The funding dimension runs underneath all of this and rarely gets named directly. Institutions whose donors watch oil prices and global market stability need the war to be an economic failure. At over a hundred dollars a barrel, that argument writes itself and it serves the financial coalition that funds governance-focused research. Institutions whose donors define success as a degraded Iranian axis of resistance need the war to be a strategic triumph. The correlation between funding sources and verdict speed is not coincidental. Nobody writes a check to an institution that keeps saying it is too early to tell. Uncertainty is professionally safe for the individual analyst but institutionally costly for the organization that depends on donors who want their worldview validated and amplified.
What all four moves share is that the confident expert is not primarily describing the war. Each declaration, whether failure, triumph, or complex system, defends the professional and financial architecture that makes that expert’s particular form of knowledge valuable. The war becomes a surface, much like the dark vessel, onto which each coalition projects the version of events that keeps its members employed, funded, and invited to the next briefing.
The attention economy did not create coalition signaling, but it turbocharges it in ways that make the problem qualitatively different from earlier eras of foreign policy debate.
Walter Lippmann wrote about the manufacture of consent in the 1920s, and Hans Morgenthau complained about the distortion of foreign policy by domestic politics throughout the Cold War. The coalitions Pinsof describes have always existed. What changed is the reward structure for public argument. Before cable news and social media, a foreign policy analyst built reputation slowly, through journal articles, congressional testimony, and the gradual accumulation of credibility inside a small professional world. The audience was narrow. The feedback loop was slow. That environment still rewarded certainty, but it also rewarded a kind of sustained seriousness that took years to demonstrate.
The attention economy collapsed that timeline. The relevant audience is now enormous and the feedback is instantaneous. A sharp take on Twitter or a confident cable news appearance reaches more people in an hour than a journal article reaches in a decade. That shift did not just change how analysts communicate. It changed what kind of analyst thrives. The skills that generate attention, confidence, clarity, moral urgency, and a memorable villain, are not the same skills that produce accurate long-range strategic assessment. Hedged analysis is invisible in an attention economy. Confident wrongness is often more visible than cautious accuracy, because wrongness delivered with conviction still generates the engagement that the algorithm rewards.
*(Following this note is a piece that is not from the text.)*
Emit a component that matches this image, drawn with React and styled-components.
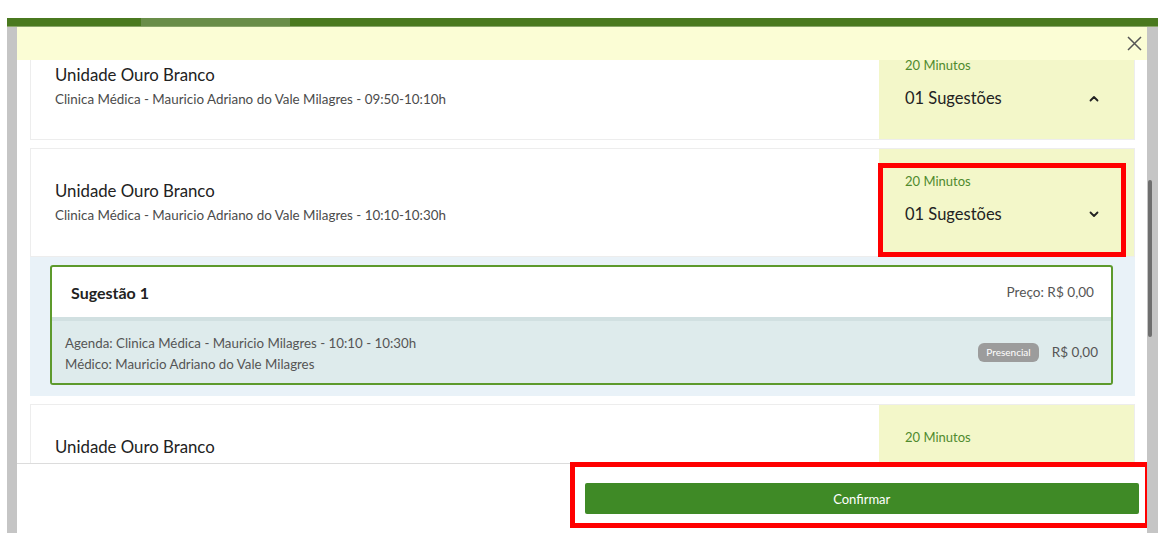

This creates a selection effect over time. The analysts who rise to prominence in a high-attention environment are disproportionately the ones willing to make strong claims early. They get the cable bookings, the follower counts, and the institutional platforms. The ones who say it is too early to tell get filtered out of the conversation not because they are wrong but because uncertainty does not travel. The result is that the public-facing foreign policy debate gets populated by a particular personality type, one that happens to align perfectly with coalition signaling needs. A coalition needs members who will go on television and defend the frame. The attention economy produces exactly those people and rewards them for exactly that behavior.
The speed dimension matters as much as the scale. Social media moves crises through a news cycle in hours rather than days. By the time serious analysis might be possible, the narrative has already formed, spread, and hardened into a position that careers are now attached to. Walking back a strong early claim is professionally costly in a way it never used to be, because the original claim is archived, searchable, and can be surfaced by opponents at any moment. This makes the early framing competition even more consequential. Whoever plants the dominant narrative in the first forty-eight hours of a crisis has a structural advantage that compounds over time, because subsequent events get interpreted through the existing frame and reversing it requires the analyst to publicly contradict themselves in front of a large audience.
Platform logic deepens the problem further. Algorithms on Twitter, YouTube, and Facebook do not optimize for accuracy. They optimize for engagement, which means outrage, conflict, and tribal validation perform better than nuance. A Stimson-aligned analyst arguing for diplomatic off-ramps gets more traction if they frame FDD as reckless warmongers than if they simply make the technical case for escalation management. An FDD-aligned analyst arguing for maximum pressure gets more traction if they frame the restraint coalition as appeasers than if they engage seriously with the counterarguments. The algorithm does not care about the substance of the foreign policy debate. It cares about whether the content triggers a strong emotional response, and coalition conflict reliably does that.
What this means for the quality of public foreign policy debate is that the attention economy selects for the most aggressive version of each coalition’s worldview and amplifies it above the more careful voices within each camp. Every coalition contains people capable of genuine intellectual humility and serious engagement with opposing views. Those people tend to lose the attention competition to the ones who perform certainty most convincingly. The public then sees a debate that looks more polarized and more ideologically rigid than the actual range of views inside each professional network, because the moderating voices within each coalition get drowned out by the ones who learned to play the attention game.
The Iran war coverage in March 2026 runs exactly this pattern. The conflict is two weeks old. The situation remains genuinely uncertain across almost every relevant dimension, military, political, economic, and regional. But the public debate looks settled because the attention economy already processed it. The takes have been made, the sides have been chosen, and the analysts who said the situation was complex and uncertain are not the ones getting booked for the next segment.